What the ♥♥♥♥ is ASMR?
Autonomous sensory meridian response (ASMR) is a tingling sensation and a pleasant form of paresthesia, a subjective experience of "low-grade euphoria" characterized by "a combination of positive feelings and a distinct static-like tingling sensation on the skin".
Basically, it's the tingly feeling you get when you hear something really satisfying.
This sensation, referred to within the ASMR community as "the tingles", is a subjective experience that can be triggered by different things. For some, it is the satisfying sound of typing or writing, possibly because it evokes the sense of satisfaction one gets from productivity and a job well done. For others, it is the soft whispering of a gentle voice, substituting the Freudian desire for the gentle whispering and soft touch of a lover. For the truly depraved, it is the crunch of a cold pickle, the crackle of fried chicken, the moist slurping of raw salmon. The real sickos are the ones who get off on all three (forgive me Father, for I have sinned). But truly sickening as this whole concept sounds, I honestly have not met one ASMR detractor who could deny that they, on some visceral level, did enjoy it to some degree once they've actually given it a chance.
Although ASMR has been a thing for well over a decade now—the concept is believed to have originated in 2009 on Facebook by cybersecurity professional Jennifer Allen, who then coined the term a year later—it has skyrocketed in popularity in recent years, with a subreddit that has over 200,000 members and several dedicated YouTube channels with subscriber counts well into the millions. A handful of research articles have also popped up the past few years diving into the scientific nature of ASMR.

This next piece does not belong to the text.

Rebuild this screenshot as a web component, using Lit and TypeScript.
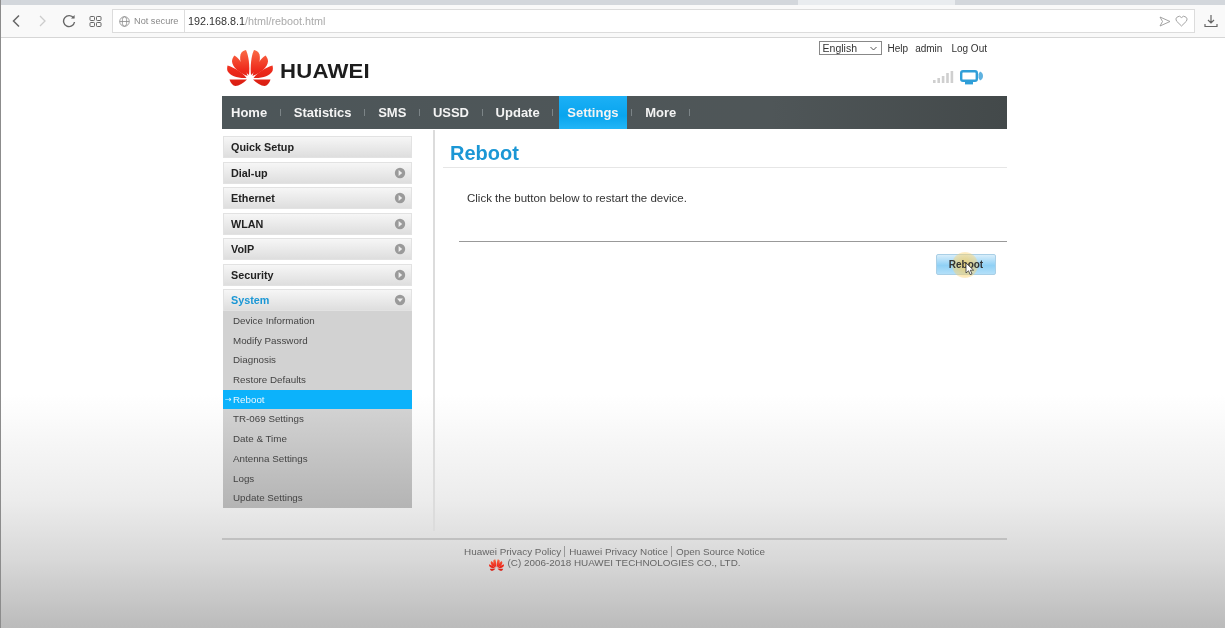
import { LitElement, css, html, svg } from 'lit';
import { customElement } from 'lit/decorators.js';

const NAV = ['Home', 'Statistics', 'SMS', 'USSD', 'Update', 'Settings', 'More'];
const MENU = ['Dial-up', 'Ethernet', 'WLAN', 'VoIP', 'Security'];
const SUB = [
    'Device Information',
    'Modify Password',
    'Diagnosis',
    'Restore Defaults',
    'Reboot',
    'TR-069 Settings',
    'Date & Time',
    'Antenna Settings',
    'Logs',
    'Update Settings',
];

// left half of the flower, the right half is mirrored
const PETALS = [
    'M22 25C15 20 12 11 13.5 4.5C14.5 1.5 17 .3 19 0C21.5 5 23 16 22 25Z',
    'M20.5 26C12 23 5.5 17 5 11.5C5 9 6 7 7.5 5.5C13 9 19 18 20.5 26Z',
    'M19.5 28C11 28.5 3 26 .5 21C0 19.5 0 17.5 .5 15.5C7 17.5 15 22 19.5 28Z',
    'M2.5 29.5H20C16.5 33 12 36 8.5 36C6 36 3.5 33 2.5 29.5Z',
];

const logo = (w: number, h: number) => html`<svg width=${w} height=${h} viewBox="0 0 46 36">
    <defs>
        <linearGradient id="petal" gradientUnits="userSpaceOnUse" x1="0" y1="0" x2="0" y2="36">
            <stop offset="0" stop-color="#fb6a45" />
            <stop offset="0.55" stop-color="#ee2b1c" />
            <stop offset="1" stop-color="#d81d12" />
        </linearGradient>
    </defs>
    ${PETALS.map(
        (d) => svg`<path fill="url(#petal)" d=${d} /><path fill="url(#petal)" transform="translate(46 0) scale(-1 1)" d=${d} />`,
    )}
</svg>`;

const arrow = (open: boolean) => html`<svg class="arrow" width="12" height="12" viewBox="0 0 12 12">
    <circle cx="6" cy="6" r="5.2" fill="#9a9a9a" />
    <path d=${open ? 'M3 4.6H9L6 8Z' : 'M4.6 3V9L8.2 6Z'} fill="#eee" />
</svg>`;

@customElement('app-root')
export class AppRoot extends LitElement {
    static styles = css`
        :host {
            display: block;
            position: relative;
            height: 628px;
            overflow: hidden;
            font-family: 'Liberation Sans', Arial, sans-serif;
            color: #333;
            background: linear-gradient(180deg, #fff 0, #fff 395px, #ececec 500px, #d8d8d8 560px, #bbb 628px);
            filter: blur(0.35px);
        }

        /* edge of the captured window */
        :host::before {
            content: '';
            position: absolute;
            left: 0;
            top: 0;
            bottom: 0;
            width: 1px;
            background: #8c8c8c;
        }

        .tabs {
            height: 5px;
            background: linear-gradient(90deg, #d3d7dc 0, #d3d7dc 798px, #e9ecef 798px, #e9ecef 955px, #d3d7dc 955px);
        }

        .toolbar {
            display: flex;
            align-items: center;
            height: 32px;
            background: #f9f9f9;
            border-bottom: 1px solid #d6d6d6;
            padding: 0 7px 0 0;
        }

        .toolbar svg {
            flex: none;
            fill: none;
            stroke: #666;
        }

        .nav-buttons {
            display: flex;
            align-items: center;
            gap: 14px;
            box-sizing: border-box;
            width: 112px;
            padding-left: 10px;
        }

        .address {
            flex: 1;
            display: flex;
            align-items: center;
            height: 22px;
            background: #fff;
            border: 1px solid #dcdcdc;
            font-size: 10px;
            color: #8a8a8a;
            padding: 0 6px 0 6px;
        }

        .address .secure {
            margin-left: 4px;
            width: 50px;
            font-size: 9.2px;
        }

        .address .url {
            flex: 1;
            border-left: 1px solid #ddd;
            padding-left: 3px;
            font-size: 10.8px;
            line-height: 22px;
            color: #aaa;
        }

        .address .url b {
            font-weight: 400;
            color: #333;
        }

        .address .heart {
            margin-left: 4px;
        }

        .page {
            width: 785px;
            margin-left: 222px;
        }

        .top {
            display: flex;
            justify-content: flex-end;
            align-items: center;
            height: 20px;
            padding: 0 20px 0 0;
            font-size: 10px;
            gap: 7px;
        }

        .lang {
            display: flex;
            align-items: center;
            justify-content: space-between;
            box-sizing: border-box;
            width: 63px;
            height: 14px;
            margin-right: -1px;
            padding: 0 4px 0 3px;
            border: 1px solid #888;
            font-size: 10.5px;
        }

        .logout {
            margin-left: 2px;
        }

        .brand {
            display: flex;
            align-items: flex-start;
            height: 46px;
            margin-top: -8px;
            padding-left: 5px;
        }

        .wordmark {
            margin-left: 7px;
            margin-top: 9px;
            font-size: 20.5px;
            font-weight: 700;
            letter-spacing: 0.2px;
            color: #1d1d1d;
            transform: scaleX(1.08);
            transform-origin: left;
        }

        .status {
            margin-left: auto;
            margin-right: 23px;
            margin-top: 20px;
            display: flex;
            align-items: flex-start;
            gap: 6px;
        }

        nav {
            display: flex;
            align-items: center;
            height: 33px;
            padding-left: 9px;
            background: linear-gradient(90deg, #4d5659 0, #4f5658 70%, #43494a 100%);
            font-size: 13px;
            font-weight: 700;
            color: #f4f4f4;
        }

        nav span {
            display: flex;
            align-items: center;
            height: 100%;
        }

        nav i {
            width: 1px;
            height: 7px;
            background: #7c8487;
            margin: 0 12.8px;
        }

        nav .active {
            padding: 0 8px;
            margin: 0 -8px 0 -7px;
            background: linear-gradient(180deg, #1cb0f6 0, #09a5ee 60%, #22b6f7 100%);
        }

        .columns {
            display: flex;
        }

        aside {
            flex: none;
            width: 189px;
            padding-top: 7px;
            margin: 0 21px 0 1px;
        }

        .item {
            display: flex;
            align-items: center;
            justify-content: space-between;
            box-sizing: border-box;
            height: 22px;
            margin-bottom: 3.5px;
            padding: 0 5px 0 7px;
            border: 1px solid #e2e2e2;
            background: linear-gradient(180deg, #f6f6f6 0, #dedede 100%);
            font-size: 10.8px;
            font-weight: 700;
            color: #222;
        }

        .item.open {
            color: #1b97d5;
            margin: 0;
        }

        .sub {
            background: linear-gradient(180deg, #d2d2d2 0, #d2d2d2 50%, #b4b4b4 100%);
            font-size: 9.8px;
            color: #444;
        }

        .sub div {
            height: 19.7px;
            line-height: 19.7px;
            padding-left: 10px;
        }

        .sub .current {
            position: relative;
            background: #0cb2fb;
            color: #e8f6fd;
        }

        .sub .current em {
            position: absolute;
            left: 2px;
            font-family: 'DejaVu Sans', sans-serif;
            font-style: normal;
            font-size: 8px;
        }

        main {
            flex: 1;
            height: 401px;
            margin-top: 1px;
            border-left: 2px solid #dcdcdc;
            padding-left: 8px;
        }

        h1 {
            margin: 0;
            height: 38px;
            box-sizing: border-box;
            padding: 11px 0 0 7px;
            font-size: 20px;
            line-height: 24px;
            font-weight: 700;
            color: #1b97d5;
            border-bottom: 1px solid #e6e6e6;
        }

        .hint {
            margin: 23px 0 0 24px;
            height: 50px;
            font-size: 11.5px;
            line-height: 15px;
            color: #333;
        }

        .actions {
            margin-left: 16px;
            padding: 12px 11px 0 0;
            border-top: 1px solid #999;
            display: flex;
            justify-content: flex-end;
        }

        .btn {
            position: relative;
            box-sizing: border-box;
            width: 60px;
            height: 21px;
            border: 1px solid #a9cfe6;
            border-radius: 2px;
            background: linear-gradient(180deg, #d8eefb 0, #8fd0f5 55%, #b4e0f9 100%);
            font-size: 10px;
            font-weight: 700;
            line-height: 19px;
            text-align: center;
            color: #333;
        }

        .glow {
            position: absolute;
            left: 15px;
            top: -3px;
            width: 26px;
            height: 26px;
            border-radius: 50%;
            background: radial-gradient(circle, rgba(250, 205, 90, 0.8) 0, rgba(250, 210, 110, 0.5) 60%, rgba(250, 220, 130, 0) 100%);
        }

        .btn b {
            position: relative;
        }

        .cursor {
            position: absolute;
            left: 28px;
            top: 7px;
        }

        footer {
            margin-top: 7px;
            border-top: 2px solid #c0c0c0;
            padding-top: 6px;
            font-size: 9.9px;
            line-height: 11px;
            color: #666;
            text-align: center;
        }

        footer .links span + span {
            border-left: 1px solid #999;
            margin-left: 3px;
            padding-left: 4px;
        }

        footer .copy {
            display: flex;
            justify-content: center;
            align-items: flex-start;
            gap: 3px;
            margin-left: 1px;
        }

        footer .copy svg {
            margin-top: 2px;
        }
    `;

    render() {
        return html`
            <div class="tabs"></div>
            <div class="toolbar">
                <div class="nav-buttons">
                    <svg width="12" height="14" viewBox="0 0 12 14" stroke-width="1.5"><path d="M9 1.5 3.5 7 9 12.5" /></svg>
                    <svg width="10" height="14" viewBox="0 0 10 14" stroke-width="1.3" style="stroke:#ccc;margin-left:2px"><path d="M2 2 7 7 2 12" /></svg>
                    <svg width="14" height="14" viewBox="0 0 14 14" stroke-width="1.4"><path d="M11.6 4A5.5 5.5 0 1 0 12.5 8" /><path d="M12.6 1V4.6H9" style="fill:#666;stroke:none" /></svg>
                    <svg style="margin-left:-1px" width="13" height="13" viewBox="0 0 13 13" stroke-width="1"><rect x="1" y="1.5" width="4.5" height="4" rx=".8" /><rect x="7.5" y="1.5" width="4.5" height="4" rx=".8" /><rect x="1" y="7.5" width="4.5" height="4" rx=".8" /><rect x="7.5" y="7.5" width="4.5" height="4" rx=".8" /></svg>
                </div>
                <div class="address">
                    <svg width="11" height="11" viewBox="0 0 11 11" stroke-width=".8" style="stroke:#888"><circle cx="5.5" cy="5.5" r="4.8" /><ellipse cx="5.5" cy="5.5" rx="2.2" ry="4.8" /><path d="M.7 5.5H10.3" /></svg>
                    <span class="secure">Not secure</span>
                    <span class="url"><b>192.168.8.1</b>/html/reboot.html</span>
                    <svg width="12" height="11" viewBox="0 0 12 11" stroke-width=".9" style="stroke:#999"><path d="M1 1 11 5.5 1 10 3.5 5.5Z" /></svg>
                    <svg class="heart" width="13" height="12" viewBox="0 0 13 12" stroke-width=".9" style="stroke:#999"><path d="M6.5 11 1.6 6.2A3 3 0 0 1 6.5 2.6 3 3 0 0 1 11.4 6.2Z" /></svg>
                </div>
                <svg style="margin-left:9px" width="14" height="14" viewBox="0 0 14 14" stroke-width="1.2"><path d="M7 1V9M4 6 7 9 10 6M1 10V12.5H13V10" /></svg>
            </div>
            <div class="page">
                <div class="top">
                    <div class="lang">
                        <span>English</span>
                        <svg width="7" height="5" viewBox="0 0 7 5"><path d="M.5 1 3.5 4 6.5 1" fill="none" stroke="#555" /></svg>
                    </div>
                    <span>Help</span>
                    <span>admin</span>
                    <span class="logout">Log Out</span>
                </div>
                <div class="brand">
                    ${logo(46, 36)}
                    <span class="wordmark">HUAWEI</span>
                    <div class="status">
                        <svg width="21" height="14" viewBox="0 0 21 14" fill="#cfcfcf">
                            <rect x="0" y="10" width="2.6" height="3" /><rect x="4.4" y="8" width="2.6" height="5" /><rect x="8.8" y="6" width="2.6" height="7" /><rect x="13.2" y="3" width="2.6" height="10" /><rect x="17.6" y="1" width="2.6" height="12" />
                        </svg>
                        <svg width="24" height="15" viewBox="0 0 24 15">
                            <rect x="1.2" y="1.2" width="15.6" height="9.6" rx="1.8" fill="#fff" stroke="#2f9ed8" stroke-width="2.4" />
                            <rect x="5" y="12" width="8" height="2.4" fill="#2f9ed8" />
                            <path d="M18.5 4 20 1.5C24 3 24 9 20 10.5L18.5 8Z" fill="#5fb2e0" />
                        </svg>
                    </div>
                </div>
                <nav>
                    ${NAV.map((n) => html`<span class=${n === 'Settings' ? 'active' : ''}>${n}</span><i></i>`)}
                </nav>
                <div class="columns">
                    <aside>
                        <div class="item">Quick Setup</div>
                        ${MENU.map((m) => html`<div class="item">${m}${arrow(false)}</div>`)}
                        <div class="item open">System${arrow(true)}</div>
                        <div class="sub">
                            ${SUB.map((s) =>
                                s === 'Reboot'
                                    ? html`<div class="current"><em>→</em>${s}</div>`
                                    : html`<div>${s}</div>`,
                            )}
                        </div>
                    </aside>
                    <main>
                        <h1>Reboot</h1>
                        <p class="hint">Click the button below to restart the device.</p>
                        <div class="actions">
                            <div class="btn">
                                <div class="glow"></div>
                                <b>Reboot</b>
                                <svg class="cursor" width="10" height="14" viewBox="0 0 10 14">
                                    <path d="M1 1V11L3.5 8.8 5.2 12.6 7 11.8 5.3 8.2H8.6Z" fill="#fff" stroke="#333" stroke-width=".8" />
                                </svg>
                            </div>
                        </div>
                    </main>
                </div>
                <footer>
                    <div class="links"><span>Huawei Privacy Policy</span><span>Huawei Privacy Notice</span><span>Open Source Notice</span></div>
                    <div class="copy">${logo(15, 12)}<span>(C) 2006-2018 HUAWEI TECHNOLOGIES CO., LTD.</span></div>
                </footer>
            </div>
        `;
    }
}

It's hard to imagine something conceptually strange as "listening to people scratch and tap things for half an hour" to be enjoyable, and I do understand that many people would find it too weird to give it a shot, but I think the lesson we've all learned from the past year was that stranger things have happened, and you might as well throw all reservations to the wind and try out new things that might give you joy, no matter how strange (like the raw salmon video).